> _DESCRIPTION OF THE TASK_
Starting with the first line below, extract each line through the one that contains "const options = ['John", inclusive, excluding pictures.

▼

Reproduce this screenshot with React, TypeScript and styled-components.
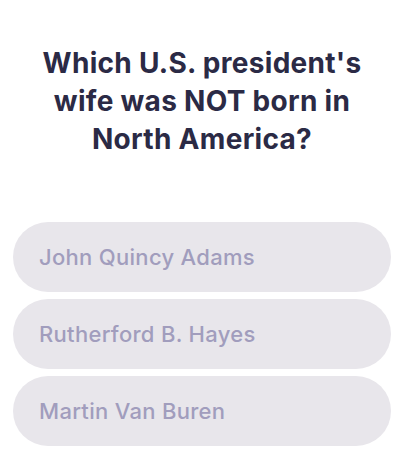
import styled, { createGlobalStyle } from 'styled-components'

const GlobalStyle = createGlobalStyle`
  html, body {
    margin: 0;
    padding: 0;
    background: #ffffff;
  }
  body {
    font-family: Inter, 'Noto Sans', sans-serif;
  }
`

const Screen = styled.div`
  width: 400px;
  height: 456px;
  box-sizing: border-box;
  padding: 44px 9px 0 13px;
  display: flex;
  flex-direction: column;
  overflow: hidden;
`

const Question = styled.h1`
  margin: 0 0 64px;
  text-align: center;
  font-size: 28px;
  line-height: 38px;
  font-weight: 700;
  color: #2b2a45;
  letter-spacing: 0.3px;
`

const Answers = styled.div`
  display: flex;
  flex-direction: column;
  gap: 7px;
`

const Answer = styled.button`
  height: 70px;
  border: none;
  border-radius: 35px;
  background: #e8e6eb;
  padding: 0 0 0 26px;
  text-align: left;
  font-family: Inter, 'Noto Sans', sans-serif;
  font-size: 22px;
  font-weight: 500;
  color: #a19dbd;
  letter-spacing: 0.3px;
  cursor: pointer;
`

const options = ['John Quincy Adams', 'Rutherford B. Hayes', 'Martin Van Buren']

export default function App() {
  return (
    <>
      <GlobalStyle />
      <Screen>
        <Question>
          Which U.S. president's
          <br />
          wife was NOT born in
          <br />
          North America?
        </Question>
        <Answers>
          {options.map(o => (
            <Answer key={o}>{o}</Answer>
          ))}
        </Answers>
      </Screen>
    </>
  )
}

▲

> _SOLVED EXERCISE_
Reproduce this screenshot with React, TypeScript and styled-components.
import styled, { createGlobalStyle } from 'styled-components'

const GlobalStyle = createGlobalStyle`
  html, body {
    margin: 0;
    padding: 0;
    background: #ffffff;
  }
  body {
    font-family: Inter, 'Noto Sans', sans-serif;
  }
`

const Screen = styled.div`
  width: 400px;
  height: 456px;
  box-sizing: border-box;
  padding: 44px 9px 0 13px;
  display: flex;
  flex-direction: column;
  overflow: hidden;
`

const Question = styled.h1`
  margin: 0 0 64px;
  text-align: center;
  font-size: 28px;
  line-height: 38px;
  font-weight: 700;
  color: #2b2a45;
  letter-spacing: 0.3px;
`

const Answers = styled.div`
  display: flex;
  flex-direction: column;
  gap: 7px;
`

const Answer = styled.button`
  height: 70px;
  border: none;
  border-radius: 35px;
  background: #e8e6eb;
  padding: 0 0 0 26px;
  text-align: left;
  font-family: Inter, 'Noto Sans', sans-serif;
  font-size: 22px;
  font-weight: 500;
  color: #a19dbd;
  letter-spacing: 0.3px;
  cursor: pointer;
`

const options = ['John Quincy Adams', 'Rutherford B. Hayes', 'Martin Van Buren']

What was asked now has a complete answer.